§ **Goal**
Drop the images; return everything else in the listing below exactly.

§ **Recorded data**
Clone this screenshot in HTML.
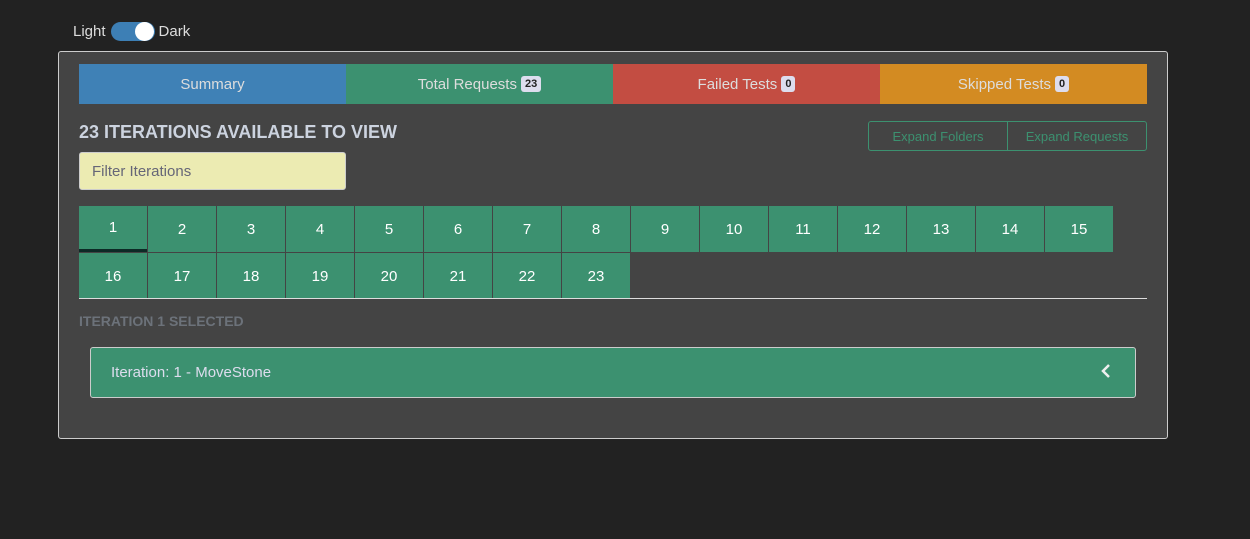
<!DOCTYPE html>
<html><head><style>
*{box-sizing:border-box;margin:0;padding:0}
body{width:1250px;height:539px;background:#222;font-family:"Liberation Sans",sans-serif;position:relative;overflow:hidden}
.abs{position:absolute}
.tog{left:73px;top:22px;color:#ddd;font-size:15px;display:flex;align-items:center;height:18px}
.sw{width:44px;height:19px;background:#3d7fb5;border-radius:10px;margin:0 4px 0 5px;position:relative}
.sw:after{content:"";position:absolute;right:1px;top:0;width:19px;height:19px;border-radius:50%;background:#fff}
.card{left:58px;top:51px;width:1110px;height:388px;background:#444;border:1px solid #ccc;border-radius:3px}
.tab{top:64px;height:40px;width:267px;color:#ddd;font-size:15px;display:flex;align-items:center;justify-content:center}
.bd{background:#dde;color:#222;font-size:11px;font-weight:bold;padding:2px 4px;border-radius:3px;margin-left:4px}
h2{left:79px;top:122px;color:#ccd3df;font-size:18px;font-weight:bold}
.filter{left:79px;top:152px;width:267px;height:38px;background:#ecebb2;border:1px solid #ccc;border-radius:3px;color:#667;font-size:15px;padding:10px 12px}
.btns{left:868px;top:121px;width:279px;height:30px;border:1px solid #3c9170;border-radius:3px;display:flex;color:#3c9170;font-size:13px}
.btns div{display:flex;align-items:center;justify-content:center}
.t{width:68px;height:46px;background:#3c9170;color:#fff;font-size:15px;display:flex;align-items:center;justify-content:center}
.sel{left:79px;top:313px;color:#6c727a;font-size:14px;font-weight:bold}
.it{left:90px;top:347px;width:1046px;height:51px;background:#3c9170;border:1px solid #ccc;border-radius:3px;color:#dde;font-size:15px;padding:16px 20px}
</style></head><body>
<div class="abs tog">Light<div class="sw"></div>Dark</div>
<div class="abs card"></div>
<div class="abs tab" style="left:79px;background:#3f81b6">Summary</div>
<div class="abs tab" style="left:346px;background:#3c9170">Total Requests<span class="bd">23</span></div>
<div class="abs tab" style="left:613px;background:#c34d42">Failed Tests<span class="bd">0</span></div>
<div class="abs tab" style="left:880px;background:#d38b22">Skipped Tests<span class="bd">0</span></div>
<div class="abs" style="left:79px;top:122px;color:#ccd3df;font-size:18px;font-weight:bold">23 ITERATIONS AVAILABLE TO VIEW</div>
<div class="abs filter">Filter Iterations</div>
<div class="abs btns"><div style="width:139px;border-right:1px solid #3c9170">Expand Folders</div><div style="flex:1">Expand Requests</div></div>
<div class="abs t" style="left:79px;top:206px;border-bottom:3px solid #0d2a26">1</div>
<div class="abs t" style="left:148px;top:206px">2</div>
<div class="abs t" style="left:217px;top:206px">3</div>
<div class="abs t" style="left:286px;top:206px">4</div>
<div class="abs t" style="left:355px;top:206px">5</div>
<div class="abs t" style="left:424px;top:206px">6</div>
<div class="abs t" style="left:493px;top:206px">7</div>
<div class="abs t" style="left:562px;top:206px">8</div>
<div class="abs t" style="left:631px;top:206px">9</div>
<div class="abs t" style="left:700px;top:206px">10</div>
<div class="abs t" style="left:769px;top:206px">11</div>
<div class="abs t" style="left:838px;top:206px">12</div>
<div class="abs t" style="left:907px;top:206px">13</div>
<div class="abs t" style="left:976px;top:206px">14</div>
<div class="abs t" style="left:1045px;top:206px">15</div>
<div class="abs t" style="left:79px;top:253px">16</div>
<div class="abs t" style="left:148px;top:253px">17</div>
<div class="abs t" style="left:217px;top:253px">18</div>
<div class="abs t" style="left:286px;top:253px">19</div>
<div class="abs t" style="left:355px;top:253px">20</div>
<div class="abs t" style="left:424px;top:253px">21</div>
<div class="abs t" style="left:493px;top:253px">22</div>
<div class="abs t" style="left:562px;top:253px">23</div>
<div class="abs" style="left:79px;top:298px;width:1068px;height:1px;background:#ddd"></div>
<div class="abs sel">ITERATION 1 SELECTED</div>
<div class="abs it">Iteration: 1 - MoveStone</div>
<svg class="abs" style="left:1100px;top:364px" width="12" height="14"><path d="M9 1 L3 7 L9 13" stroke="#eee" stroke-width="2.5" fill="none"/></svg>
</body></html>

§ **Task result**
Clone this screenshot in HTML.
<!DOCTYPE html>
<html><head><style>
*{box-sizing:border-box;margin:0;padding:0}
body{width:1250px;height:539px;background:#222;font-family:"Liberation Sans",sans-serif;position:relative;overflow:hidden}
.abs{position:absolute}
.tog{left:73px;top:22px;color:#ddd;font-size:15px;display:flex;align-items:center;height:18px}
.sw{width:44px;height:19px;background:#3d7fb5;border-radius:10px;margin:0 4px 0 5px;position:relative}
.sw:after{content:"";position:absolute;right:1px;top:0;width:19px;height:19px;border-radius:50%;background:#fff}
.card{left:58px;top:51px;width:1110px;height:388px;background:#444;border:1px solid #ccc;border-radius:3px}
.tab{top:64px;height:40px;width:267px;color:#ddd;font-size:15px;display:flex;align-items:center;justify-content:center}
.bd{background:#dde;color:#222;font-size:11px;font-weight:bold;padding:2px 4px;border-radius:3px;margin-left:4px}
h2{left:79px;top:122px;color:#ccd3df;font-size:18px;font-weight:bold}
.filter{left:79px;top:152px;width:267px;height:38px;background:#ecebb2;border:1px solid #ccc;border-radius:3px;color:#667;font-size:15px;padding:10px 12px}
.btns{left:868px;top:121px;width:279px;height:30px;border:1px solid #3c9170;border-radius:3px;display:flex;color:#3c9170;font-size:13px}
.btns div{display:flex;align-items:center;justify-content:center}
.t{width:68px;height:46px;background:#3c9170;color:#fff;font-size:15px;display:flex;align-items:center;justify-content:center}
.sel{left:79px;top:313px;color:#6c727a;font-size:14px;font-weight:bold}
.it{left:90px;top:347px;width:1046px;height:51px;background:#3c9170;border:1px solid #ccc;border-radius:3px;color:#dde;font-size:15px;padding:16px 20px}
</style></head><body>
<div class="abs tog">Light<div class="sw"></div>Dark</div>
<div class="abs card"></div>
<div class="abs tab" style="left:79px;background:#3f81b6">Summary</div>
<div class="abs tab" style="left:346px;background:#3c9170">Total Requests<span class="bd">23</span></div>
<div class="abs tab" style="left:613px;background:#c34d42">Failed Tests<span class="bd">0</span></div>
<div class="abs tab" style="left:880px;background:#d38b22">Skipped Tests<span class="bd">0</span></div>
<div class="abs" style="left:79px;top:122px;color:#ccd3df;font-size:18px;font-weight:bold">23 ITERATIONS AVAILABLE TO VIEW</div>
<div class="abs filter">Filter Iterations</div>
<div class="abs btns"><div style="width:139px;border-right:1px solid #3c9170">Expand Folders</div><div style="flex:1">Expand Requests</div></div>
<div class="abs t" style="left:79px;top:206px;border-bottom:3px solid #0d2a26">1</div>
<div class="abs t" style="left:148px;top:206px">2</div>
<div class="abs t" style="left:217px;top:206px">3</div>
<div class="abs t" style="left:286px;top:206px">4</div>
<div class="abs t" style="left:355px;top:206px">5</div>
<div class="abs t" style="left:424px;top:206px">6</div>
<div class="abs t" style="left:493px;top:206px">7</div>
<div class="abs t" style="left:562px;top:206px">8</div>
<div class="abs t" style="left:631px;top:206px">9</div>
<div class="abs t" style="left:700px;top:206px">10</div>
<div class="abs t" style="left:769px;top:206px">11</div>
<div class="abs t" style="left:838px;top:206px">12</div>
<div class="abs t" style="left:907px;top:206px">13</div>
<div class="abs t" style="left:976px;top:206px">14</div>
<div class="abs t" style="left:1045px;top:206px">15</div>
<div class="abs t" style="left:79px;top:253px">16</div>
<div class="abs t" style="left:148px;top:253px">17</div>
<div class="abs t" style="left:217px;top:253px">18</div>
<div class="abs t" style="left:286px;top:253px">19</div>
<div class="abs t" style="left:355px;top:253px">20</div>
<div class="abs t" style="left:424px;top:253px">21</div>
<div class="abs t" style="left:493px;top:253px">22</div>
<div class="abs t" style="left:562px;top:253px">23</div>
<div class="abs" style="left:79px;top:298px;width:1068px;height:1px;background:#ddd"></div>
<div class="abs sel">ITERATION 1 SELECTED</div>
<div class="abs it">Iteration: 1 - MoveStone</div>
<svg class="abs" style="left:1100px;top:364px" width="12" height="14"><path d="M9 1 L3 7 L9 13" stroke="#eee" stroke-width="2.5" fill="none"/></svg>
</body></html>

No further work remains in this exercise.